It is pretty clear to me that Surefire did not jump into this lightly. They could have just taken an L2T and tweaked it and plenty of people would have jumped on board. Instead they chose to take the high road and design some pretty sweet stuff. They went back to their roots and saw that the 6P was a great size for comfortable usage but also noted that it was heavier and unnecessarily strong for most consumer usage, so they drilled out most of the excess metal while retaining the better size. Surefire could have also used a removable tailcap but instead decided to do it the McGizmo way, making the switch and whole body a single piece which lowers manufacturing costs and makes a flashlight one more step in the foolproof direction. 

I don't like the goofy HUGE Icon (haha, get it) they use for their branding, and their website looks pretty cheesy right now. (The awful website makes me think it's a Surefire spinoff, with its own team...) But I'm sure as time carries on we will see great things out of ICON. Something to keep an eye on for certain.


----------



## 270winchester (Jan 20, 2009)

*Re: Icon Flashlight by Surefire*

Pass.

I'll stick to domestic made light as long as they are available.

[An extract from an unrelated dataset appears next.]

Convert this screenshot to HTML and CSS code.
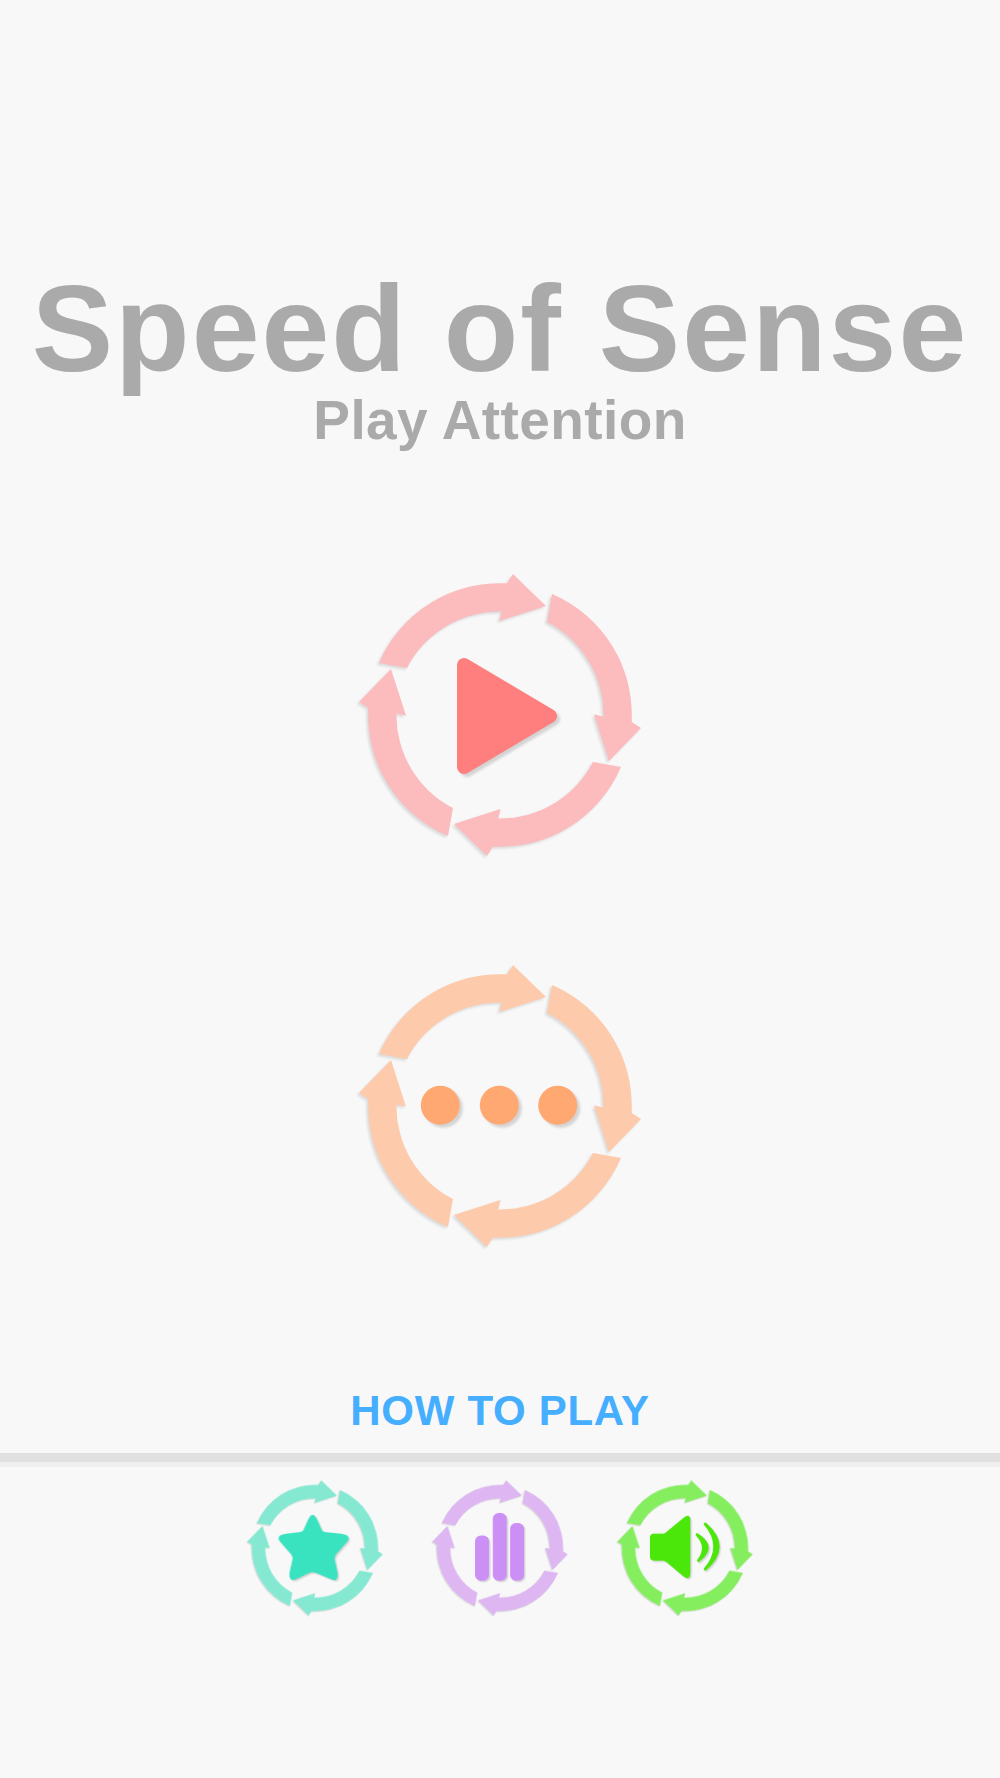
FILE: index.html
```html
<!DOCTYPE html>
<html lang="en">
<head>
    <meta charset="UTF-8">
    <meta name="viewport" content="width=device-width, initial-scale=1.0">
    <title>Speed of Sense</title>
    <link rel="stylesheet" href="styles.css">
</head>
<body>
    <svg class="defs" width="0" height="0">
        <symbol id="ring" viewBox="-150 -150 300 300" overflow="visible">
            <path id="arrow" d="M-121,-52 A132,132 0 0 1 7,-131.7 L13,-141 L46,-109 L-0.7,-94 L1.7,-103.5 A104,104 0 0 0 -93,-47 Z"/>
            <use href="#arrow" transform="rotate(90)"/>
            <use href="#arrow" transform="rotate(180)"/>
            <use href="#arrow" transform="rotate(270)"/>
        </symbol>
    </svg>

    <div class="page">
        <header class="title-block">
            <h1>Speed of Sense</h1>
            <h2>Play Attention</h2>
        </header>

        <div class="main-menu">
            <button class="big-btn">
                <svg class="big-icon" viewBox="-150 -150 300 300">
                    <use href="#ring" class="ring ring-pink" x="-150" y="-150" width="300" height="300"/>
                    <polygon class="glyph play" points="-36,-50 50,1 -36,52"/>
                </svg>
            </button>
            <button class="big-btn">
                <svg class="big-icon" viewBox="-150 -150 300 300">
                    <use href="#ring" class="ring ring-orange" x="-150" y="-150" width="300" height="300"/>
                    <g class="glyph dots">
                        <circle cx="-59.7" cy="-0.7" r="19.5"/>
                        <circle cx="-0.7" cy="-0.7" r="19.5"/>
                        <circle cx="57.7" cy="-0.7" r="19.5"/>
                    </g>
                </svg>
            </button>
        </div>

        <a class="how-to" href="#">HOW TO PLAY</a>
        <div class="divider"></div>

        <div class="small-menu">
            <button class="small-btn">
                <svg class="small-icon" viewBox="-150 -150 300 300">
                    <use href="#ring" class="ring ring-teal" x="-150" y="-150" width="300" height="300"/>
                    <path class="glyph star" d="M-15,-58 Q-5,-80 5,-58 L14,-38 Q17,-33 23,-33 L54,-30 Q78,-27 66,-12 L44,13 Q40,18 41,24 L47,52 Q49,73 31,64 L2,52 Q-5,49 -12,52 L-37,64 Q-56,73 -53,50 L-47,24 Q-46,18 -50,13 L-72,-12 Q-84,-27 -60,-30 L-33,-33 Q-27,-33 -24,-38 Z"/>
                </svg>
            </button>
            <button class="small-btn">
                <svg class="small-icon" viewBox="-150 -150 300 300">
                    <use href="#ring" class="ring ring-purple" x="-150" y="-150" width="300" height="300"/>
                    <g class="glyph bars">
                        <rect x="-52" y="-26" width="29" height="94" rx="12"/>
                        <rect x="-15" y="-73" width="29" height="141" rx="12"/>
                        <rect x="21" y="-52" width="29" height="120" rx="12"/>
                    </g>
                </svg>
            </button>
            <button class="small-btn">
                <svg class="small-icon" viewBox="-150 -150 300 300">
                    <use href="#ring" class="ring ring-green" x="-150" y="-150" width="300" height="300"/>
                    <g class="glyph sound">
                        <path d="M-73,-22 Q-73,-30 -65,-30 L-46,-30 Q-42,-30 -38,-34 L-2,-64 Q11,-72 11,-58 L11,52 Q11,68 -2,60 L-38,30 Q-42,26 -46,26 L-65,26 Q-73,26 -73,18 Z"/>
                        <path class="wave" d="M25,-28 Q66,-2 28,26 Q50,-2 25,-28 Z"/>
                        <path class="wave" d="M42,-50 Q96,-3 42,44 Q82,-3 42,-50 Z"/>
                    </g>
                </svg>
            </button>
        </div>
    </div>
</body>
</html>
```

FILE: styles.css
```css
html, body {
    margin: 0;
    background-color: #f8f8f8;
}

.defs {
    position: absolute;
}

.page {
    display: flex;
    flex-direction: column;
    align-items: center;
    height: 1778px;
    overflow: hidden;
    font-family: "Liberation Sans", Arial, sans-serif;
}

.title-block {
    padding-top: 262px;
    text-align: center;
    color: #aaaaaa;
}

h1 {
    margin: 0;
    font-size: 122px;
    line-height: 134px;
    font-weight: bold;
    letter-spacing: 2px;
    white-space: nowrap;
}

h2 {
    margin: 2px 0 0;
    font-size: 55px;
    line-height: 44px;
    font-weight: bold;
    letter-spacing: 0.4px;
}

button {
    display: block;
    padding: 0;
    border: none;
    background: none;
    cursor: pointer;
}

.main-menu {
    display: flex;
    flex-direction: column;
    align-items: center;
    gap: 91px;
    padding-top: 123px;
}

.big-icon {
    display: block;
    width: 300px;
    height: 300px;
}

.how-to {
    margin-top: 131px;
    font-size: 42px;
    line-height: 48px;
    font-weight: bold;
    letter-spacing: 0.7px;
    color: #45aeff;
    text-decoration: none;
}

.divider {
    align-self: stretch;
    height: 9px;
    margin-top: 18px;
    background-color: #e0e0e0;
    border-bottom: 5px solid #efefef;
}

.small-menu {
    display: flex;
    justify-content: center;
    gap: 41px;
    padding-top: 9px;
}

.small-icon {
    display: block;
    width: 144px;
    height: 144px;
}

.ring {
    filter: drop-shadow(-2px 2px 1px #dcdcdc);
}

.ring-pink { fill: #fcbbbd; }
.ring-orange { fill: #fdcaab; }
.ring-teal { fill: #85e9d2; }
.ring-purple { fill: #ddb6f2; }
.ring-green { fill: #85ee5f; }

.glyph {
    filter: drop-shadow(3px 3px 1px #d4d4d4);
}

.play {
    fill: #ff7f7f;
    stroke: #ff7f7f;
    stroke-width: 14;
    stroke-linejoin: round;
}

.dots {
    fill: #ffa872;
}

.star {
    fill: #39e3bf;
}

.bars {
    fill: #cc8ff5;
}

.sound {
    fill: #4be60a;
}

.wave {
    stroke: #4be60a;
    stroke-width: 6;
    stroke-linejoin: round;
}
```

If International people want to buy it great, but I like to keep my money here.


----------



## Burgess (Jan 20, 2009)

*Re: Icon Flashlight by Surefire*


_


----------



## Big_Ed (Jan 20, 2009)

*Re: Icon Flashlight by Surefire*



270winchester said:


> Pass.
> 
> I'll stick to domestic made light as long as they are available.
> 
> If International people want to buy it great, but I like to keep my money here.



+1


----------



## Bruce B (Jan 20, 2009)

*Re: Icon Flashlight by Surefire*



270winchester said:


> Pass.
> 
> I'll stick to domestic made light as long as they are available.
> 
> If International people want to buy it great, but I like to keep my money here.



So are you saying you wouldn't by the Surefire brand lights supposedly made in California if they say were to import some of the LED light emitters used in their awesome illumination tools?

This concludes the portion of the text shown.